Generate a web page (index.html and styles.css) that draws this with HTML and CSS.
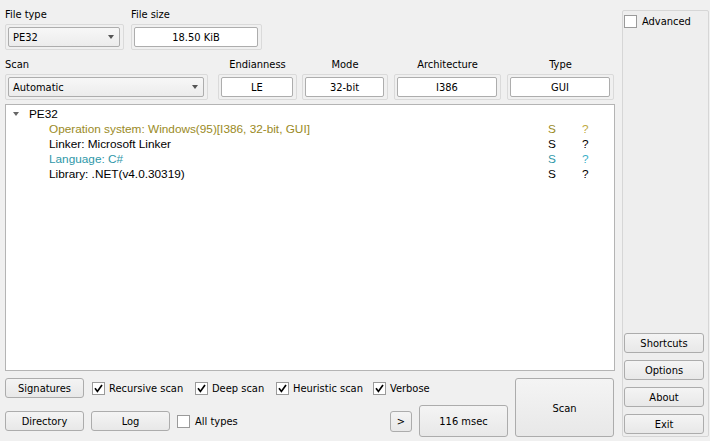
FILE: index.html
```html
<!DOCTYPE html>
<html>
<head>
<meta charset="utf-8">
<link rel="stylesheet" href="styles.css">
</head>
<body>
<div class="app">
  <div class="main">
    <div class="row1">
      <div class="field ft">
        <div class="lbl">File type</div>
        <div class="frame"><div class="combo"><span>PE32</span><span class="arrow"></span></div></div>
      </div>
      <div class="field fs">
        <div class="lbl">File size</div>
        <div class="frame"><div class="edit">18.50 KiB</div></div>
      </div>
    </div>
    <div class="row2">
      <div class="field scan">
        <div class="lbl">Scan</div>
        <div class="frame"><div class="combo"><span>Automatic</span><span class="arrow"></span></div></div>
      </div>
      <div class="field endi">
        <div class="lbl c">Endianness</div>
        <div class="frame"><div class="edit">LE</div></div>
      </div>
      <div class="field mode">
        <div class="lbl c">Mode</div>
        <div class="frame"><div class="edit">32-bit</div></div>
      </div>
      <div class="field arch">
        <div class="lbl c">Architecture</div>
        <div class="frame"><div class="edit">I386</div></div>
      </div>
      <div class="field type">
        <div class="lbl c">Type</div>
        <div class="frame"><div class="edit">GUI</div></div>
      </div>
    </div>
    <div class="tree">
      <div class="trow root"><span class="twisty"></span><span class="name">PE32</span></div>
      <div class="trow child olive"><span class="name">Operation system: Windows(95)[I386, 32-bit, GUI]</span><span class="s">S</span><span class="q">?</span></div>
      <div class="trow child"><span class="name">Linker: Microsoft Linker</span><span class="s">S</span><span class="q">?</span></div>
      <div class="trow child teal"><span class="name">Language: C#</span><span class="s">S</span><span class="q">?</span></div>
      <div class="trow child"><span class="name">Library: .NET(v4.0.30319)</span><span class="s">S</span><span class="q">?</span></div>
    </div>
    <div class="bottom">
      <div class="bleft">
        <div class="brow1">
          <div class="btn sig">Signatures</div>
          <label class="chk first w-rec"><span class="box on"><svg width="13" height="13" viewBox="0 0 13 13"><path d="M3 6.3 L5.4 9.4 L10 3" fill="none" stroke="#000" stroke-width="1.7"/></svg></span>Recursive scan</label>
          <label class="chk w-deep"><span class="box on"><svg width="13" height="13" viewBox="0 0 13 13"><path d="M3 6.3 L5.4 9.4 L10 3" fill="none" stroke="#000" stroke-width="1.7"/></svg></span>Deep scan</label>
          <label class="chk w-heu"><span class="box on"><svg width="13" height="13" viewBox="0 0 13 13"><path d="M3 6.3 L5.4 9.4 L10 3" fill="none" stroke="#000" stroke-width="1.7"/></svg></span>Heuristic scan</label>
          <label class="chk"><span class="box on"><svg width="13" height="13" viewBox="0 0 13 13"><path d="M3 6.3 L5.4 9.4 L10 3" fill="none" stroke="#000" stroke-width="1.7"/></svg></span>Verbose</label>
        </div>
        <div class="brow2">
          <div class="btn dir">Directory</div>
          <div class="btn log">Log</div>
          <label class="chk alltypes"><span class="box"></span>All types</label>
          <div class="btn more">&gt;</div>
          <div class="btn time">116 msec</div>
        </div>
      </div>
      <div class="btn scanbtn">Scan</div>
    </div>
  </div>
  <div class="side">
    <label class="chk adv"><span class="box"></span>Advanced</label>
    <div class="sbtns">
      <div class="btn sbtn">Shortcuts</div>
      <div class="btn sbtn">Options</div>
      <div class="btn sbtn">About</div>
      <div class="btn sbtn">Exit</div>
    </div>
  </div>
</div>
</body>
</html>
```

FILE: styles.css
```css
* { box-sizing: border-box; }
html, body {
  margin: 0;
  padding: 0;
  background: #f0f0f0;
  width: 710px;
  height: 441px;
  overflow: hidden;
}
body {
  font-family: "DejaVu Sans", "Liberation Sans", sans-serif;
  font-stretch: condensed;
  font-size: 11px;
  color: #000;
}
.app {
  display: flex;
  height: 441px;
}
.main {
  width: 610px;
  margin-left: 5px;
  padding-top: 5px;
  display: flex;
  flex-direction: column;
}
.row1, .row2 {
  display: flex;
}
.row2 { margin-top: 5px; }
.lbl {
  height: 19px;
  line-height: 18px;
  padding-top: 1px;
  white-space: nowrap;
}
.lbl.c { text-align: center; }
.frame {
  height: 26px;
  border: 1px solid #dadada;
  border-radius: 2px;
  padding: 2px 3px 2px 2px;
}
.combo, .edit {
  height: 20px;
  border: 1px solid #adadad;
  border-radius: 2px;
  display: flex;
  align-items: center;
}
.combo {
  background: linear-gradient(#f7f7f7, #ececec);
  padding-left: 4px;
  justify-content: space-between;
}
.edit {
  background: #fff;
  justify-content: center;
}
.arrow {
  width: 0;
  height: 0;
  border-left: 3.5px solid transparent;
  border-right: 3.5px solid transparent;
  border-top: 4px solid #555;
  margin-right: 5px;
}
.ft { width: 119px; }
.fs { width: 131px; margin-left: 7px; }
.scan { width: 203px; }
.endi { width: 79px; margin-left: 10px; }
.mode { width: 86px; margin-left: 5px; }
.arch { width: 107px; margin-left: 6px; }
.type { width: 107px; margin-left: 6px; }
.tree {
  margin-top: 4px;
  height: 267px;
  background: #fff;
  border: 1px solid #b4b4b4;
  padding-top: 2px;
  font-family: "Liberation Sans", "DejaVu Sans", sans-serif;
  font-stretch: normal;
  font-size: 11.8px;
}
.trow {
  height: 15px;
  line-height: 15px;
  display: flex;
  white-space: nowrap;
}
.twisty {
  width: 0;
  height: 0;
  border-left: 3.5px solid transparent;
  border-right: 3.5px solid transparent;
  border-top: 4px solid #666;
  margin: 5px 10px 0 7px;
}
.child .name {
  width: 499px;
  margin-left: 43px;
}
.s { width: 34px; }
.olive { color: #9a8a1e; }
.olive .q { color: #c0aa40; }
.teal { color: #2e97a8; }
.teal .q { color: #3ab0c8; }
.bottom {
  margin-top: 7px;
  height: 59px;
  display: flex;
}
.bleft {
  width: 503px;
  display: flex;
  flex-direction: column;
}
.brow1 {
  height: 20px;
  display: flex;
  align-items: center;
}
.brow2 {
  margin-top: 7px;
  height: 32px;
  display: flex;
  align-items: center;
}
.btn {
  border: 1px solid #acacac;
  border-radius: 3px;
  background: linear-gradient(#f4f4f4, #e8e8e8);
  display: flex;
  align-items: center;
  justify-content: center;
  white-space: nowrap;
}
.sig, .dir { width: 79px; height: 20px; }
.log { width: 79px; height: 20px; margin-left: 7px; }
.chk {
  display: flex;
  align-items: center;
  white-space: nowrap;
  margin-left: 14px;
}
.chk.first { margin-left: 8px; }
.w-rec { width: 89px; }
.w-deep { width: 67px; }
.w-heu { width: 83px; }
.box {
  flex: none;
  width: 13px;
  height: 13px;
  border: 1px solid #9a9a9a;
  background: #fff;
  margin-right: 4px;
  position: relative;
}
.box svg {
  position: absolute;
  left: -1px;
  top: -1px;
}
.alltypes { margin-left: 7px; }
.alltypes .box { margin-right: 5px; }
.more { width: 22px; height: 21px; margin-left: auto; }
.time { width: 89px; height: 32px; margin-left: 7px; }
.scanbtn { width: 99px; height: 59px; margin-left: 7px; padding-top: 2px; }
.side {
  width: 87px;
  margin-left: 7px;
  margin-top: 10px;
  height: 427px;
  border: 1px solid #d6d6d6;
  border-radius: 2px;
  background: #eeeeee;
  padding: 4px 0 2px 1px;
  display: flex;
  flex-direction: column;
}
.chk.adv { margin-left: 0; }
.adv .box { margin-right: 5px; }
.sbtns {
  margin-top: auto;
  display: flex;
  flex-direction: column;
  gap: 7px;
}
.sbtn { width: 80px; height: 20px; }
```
===============
** EXERCISE AIM **
Identify the lines of the data that contain the word "index". Copy each of them.

** RESULT **
Generate a web page (index.html and styles.css) that draws this with HTML and CSS.
FILE: index.html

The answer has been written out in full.